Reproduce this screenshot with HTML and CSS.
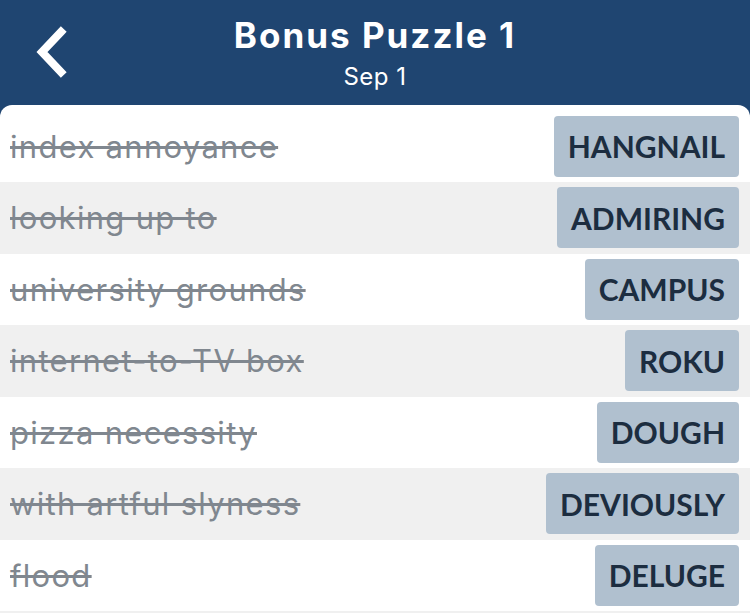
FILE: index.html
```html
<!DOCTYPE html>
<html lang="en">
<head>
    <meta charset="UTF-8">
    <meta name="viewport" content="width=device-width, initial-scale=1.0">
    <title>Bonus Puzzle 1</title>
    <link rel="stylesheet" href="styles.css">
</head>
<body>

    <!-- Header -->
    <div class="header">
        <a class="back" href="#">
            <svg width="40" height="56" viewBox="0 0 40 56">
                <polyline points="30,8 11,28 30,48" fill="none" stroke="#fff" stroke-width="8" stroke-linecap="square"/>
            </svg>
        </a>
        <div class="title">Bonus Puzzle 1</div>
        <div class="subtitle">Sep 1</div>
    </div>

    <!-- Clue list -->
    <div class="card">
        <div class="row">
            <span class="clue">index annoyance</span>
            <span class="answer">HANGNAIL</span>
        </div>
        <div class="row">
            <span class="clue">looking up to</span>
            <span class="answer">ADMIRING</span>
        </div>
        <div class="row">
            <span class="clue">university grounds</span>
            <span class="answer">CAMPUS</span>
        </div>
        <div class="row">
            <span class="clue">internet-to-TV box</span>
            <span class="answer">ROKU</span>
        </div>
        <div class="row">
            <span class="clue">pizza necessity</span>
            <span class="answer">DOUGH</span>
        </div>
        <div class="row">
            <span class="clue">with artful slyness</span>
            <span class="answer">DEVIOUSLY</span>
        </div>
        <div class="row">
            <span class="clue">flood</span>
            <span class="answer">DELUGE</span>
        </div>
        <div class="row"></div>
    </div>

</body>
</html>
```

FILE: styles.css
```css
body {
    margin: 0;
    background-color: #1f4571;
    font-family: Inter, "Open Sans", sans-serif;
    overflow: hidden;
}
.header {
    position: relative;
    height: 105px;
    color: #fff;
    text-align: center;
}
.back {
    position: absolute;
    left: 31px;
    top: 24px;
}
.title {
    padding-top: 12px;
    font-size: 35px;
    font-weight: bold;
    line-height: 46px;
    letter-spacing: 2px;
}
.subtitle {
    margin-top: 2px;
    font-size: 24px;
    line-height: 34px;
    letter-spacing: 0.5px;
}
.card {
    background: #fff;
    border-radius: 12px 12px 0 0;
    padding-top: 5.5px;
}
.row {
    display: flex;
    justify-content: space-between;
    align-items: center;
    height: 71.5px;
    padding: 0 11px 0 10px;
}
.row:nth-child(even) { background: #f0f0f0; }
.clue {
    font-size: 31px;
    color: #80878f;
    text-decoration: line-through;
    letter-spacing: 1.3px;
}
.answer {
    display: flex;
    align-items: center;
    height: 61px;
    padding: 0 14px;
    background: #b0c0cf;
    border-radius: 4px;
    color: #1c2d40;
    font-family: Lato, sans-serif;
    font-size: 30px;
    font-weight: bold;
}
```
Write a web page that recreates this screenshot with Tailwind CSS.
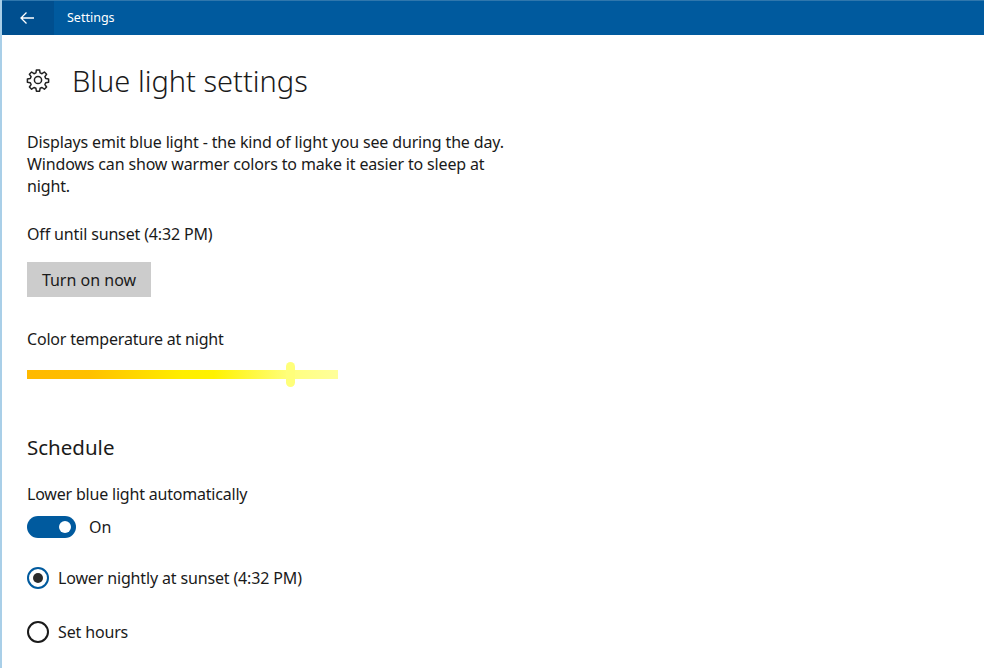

## STATED GOAL
Gather every line from the listing above in which the word "this" appears.

## TASK RESULT
Reproduce this screenshot with HTML and CSS.
Write a web page that recreates this screenshot with Tailwind CSS.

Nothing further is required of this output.